Using the astrotags, computers can automatically compare images of the same patch of sky and spot what changes over time. Sometimes, these changes can point to the most exciting thing of all - a newborn star.

Scientists are now relying on these automated comparisons because they do not have the time to manually inspect the huge number of photographs being taken around the world.

But classifying the shape and size of distant galaxies in grainy images is tricky for a computer. Luckily, it is easy for a human and that is where Galaxy Zoo comes in handy.

This iPhone app from the University of Oxford harnesses the power of the human brain to check the thousands of photos generated by the Hubble Space Telescope.

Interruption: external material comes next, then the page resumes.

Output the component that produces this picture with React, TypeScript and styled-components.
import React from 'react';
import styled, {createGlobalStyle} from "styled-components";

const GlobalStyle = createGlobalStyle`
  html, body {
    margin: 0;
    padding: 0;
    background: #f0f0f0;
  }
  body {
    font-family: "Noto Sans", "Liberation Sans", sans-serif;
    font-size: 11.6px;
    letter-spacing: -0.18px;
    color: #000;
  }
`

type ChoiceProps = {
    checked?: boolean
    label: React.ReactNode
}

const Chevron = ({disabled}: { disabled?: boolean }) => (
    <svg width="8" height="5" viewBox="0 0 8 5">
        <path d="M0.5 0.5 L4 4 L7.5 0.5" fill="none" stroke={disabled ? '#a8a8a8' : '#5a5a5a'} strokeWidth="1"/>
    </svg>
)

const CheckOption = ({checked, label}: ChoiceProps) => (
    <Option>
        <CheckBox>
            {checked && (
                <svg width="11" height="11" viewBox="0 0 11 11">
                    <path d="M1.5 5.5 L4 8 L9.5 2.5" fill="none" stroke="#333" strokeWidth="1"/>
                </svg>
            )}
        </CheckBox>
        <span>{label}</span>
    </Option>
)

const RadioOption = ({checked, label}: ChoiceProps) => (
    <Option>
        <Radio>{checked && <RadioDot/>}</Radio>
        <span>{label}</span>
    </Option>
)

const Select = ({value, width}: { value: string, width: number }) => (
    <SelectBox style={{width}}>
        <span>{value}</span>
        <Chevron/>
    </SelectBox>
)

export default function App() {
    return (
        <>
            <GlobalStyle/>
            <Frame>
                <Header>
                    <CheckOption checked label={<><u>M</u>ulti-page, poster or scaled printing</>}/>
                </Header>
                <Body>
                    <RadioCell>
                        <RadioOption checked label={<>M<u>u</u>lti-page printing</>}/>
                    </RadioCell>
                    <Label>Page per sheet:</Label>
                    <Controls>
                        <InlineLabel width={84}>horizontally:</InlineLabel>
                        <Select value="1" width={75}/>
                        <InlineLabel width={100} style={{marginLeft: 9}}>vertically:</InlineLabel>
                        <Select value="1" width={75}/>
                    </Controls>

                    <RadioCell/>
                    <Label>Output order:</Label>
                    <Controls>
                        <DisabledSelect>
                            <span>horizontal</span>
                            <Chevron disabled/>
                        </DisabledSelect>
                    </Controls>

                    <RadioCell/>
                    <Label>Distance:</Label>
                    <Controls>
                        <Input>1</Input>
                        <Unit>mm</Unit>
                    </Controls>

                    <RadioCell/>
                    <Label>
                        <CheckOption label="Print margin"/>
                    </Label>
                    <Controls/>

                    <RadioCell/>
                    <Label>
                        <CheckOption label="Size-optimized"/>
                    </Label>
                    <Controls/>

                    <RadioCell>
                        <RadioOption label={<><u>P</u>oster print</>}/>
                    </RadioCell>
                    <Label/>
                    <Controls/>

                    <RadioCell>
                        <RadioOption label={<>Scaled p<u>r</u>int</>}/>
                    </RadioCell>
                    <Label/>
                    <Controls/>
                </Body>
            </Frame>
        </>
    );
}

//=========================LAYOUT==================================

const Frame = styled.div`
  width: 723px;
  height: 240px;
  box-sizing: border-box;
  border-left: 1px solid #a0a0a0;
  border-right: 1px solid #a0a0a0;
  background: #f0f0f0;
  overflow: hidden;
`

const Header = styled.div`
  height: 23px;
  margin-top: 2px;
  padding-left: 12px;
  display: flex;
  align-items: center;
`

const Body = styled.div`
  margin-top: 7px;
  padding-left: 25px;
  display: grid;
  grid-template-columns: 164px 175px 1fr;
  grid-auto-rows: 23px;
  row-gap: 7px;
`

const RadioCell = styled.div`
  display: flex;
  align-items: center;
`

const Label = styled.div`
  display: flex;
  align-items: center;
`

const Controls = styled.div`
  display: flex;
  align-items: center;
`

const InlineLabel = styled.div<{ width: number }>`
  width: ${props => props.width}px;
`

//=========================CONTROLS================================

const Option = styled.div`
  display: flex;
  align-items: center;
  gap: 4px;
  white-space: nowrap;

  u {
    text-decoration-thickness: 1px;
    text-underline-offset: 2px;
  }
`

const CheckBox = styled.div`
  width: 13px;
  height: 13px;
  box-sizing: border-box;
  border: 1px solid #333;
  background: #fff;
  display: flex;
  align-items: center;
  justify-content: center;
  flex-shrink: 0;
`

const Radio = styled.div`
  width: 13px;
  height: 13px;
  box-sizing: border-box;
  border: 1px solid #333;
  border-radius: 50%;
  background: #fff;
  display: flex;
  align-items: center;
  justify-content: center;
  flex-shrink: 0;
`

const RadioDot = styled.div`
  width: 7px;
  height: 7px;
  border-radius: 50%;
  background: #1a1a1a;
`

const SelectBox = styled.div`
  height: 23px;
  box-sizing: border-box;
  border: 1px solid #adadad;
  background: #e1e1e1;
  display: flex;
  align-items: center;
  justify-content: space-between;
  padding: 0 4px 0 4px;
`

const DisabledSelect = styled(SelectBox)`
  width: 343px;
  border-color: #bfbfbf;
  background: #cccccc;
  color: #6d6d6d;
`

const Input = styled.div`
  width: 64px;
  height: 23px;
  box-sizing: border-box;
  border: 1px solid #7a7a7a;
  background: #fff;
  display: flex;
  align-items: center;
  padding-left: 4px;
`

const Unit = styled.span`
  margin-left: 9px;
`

"We have very little time and there is a huge public out there who are really enthusiastic about astronomy and have loads of wasted time sitting on the bus or on the train," said Oxford researcher Joe Zuntz . "It is fantastic to be able to use that time up with doing astronomy, with doing science, no matter where you are."

Galaxy Zoo iPhone app
Galaxy Zoo users will be able to help scientists spot real supernovae

The Oxford team is developing a way to use their apps to hunt supernovae - exploding stars which are visible for such a short time that they need to be identified by human eyes as quickly as possible.

The new app, coming later this year, will send an alert when a photo has been snapped which might contain a supernova.

Mr Zuntz says app users will then help to distinguish whether pictures show real supernovae or not, allowing the team to focus on getting pictures of the new stars in real time.

"We could have someone in Europe tell us whether something is really a supernovae and then by the time night comes to Hawaii we can get one of the massive 8m telescopes there to take a really good look at it and get some fantastic data," he says.

With technology in smartphones improving, stargazing is getting easier all the time - it is no longer the lofty preserve of scientists with big telescopes.

Apps like these could spark a renewed interest in astronomy, allowing us all to explore the extraterrestrial by night and join the hunt to spot supernovae by day.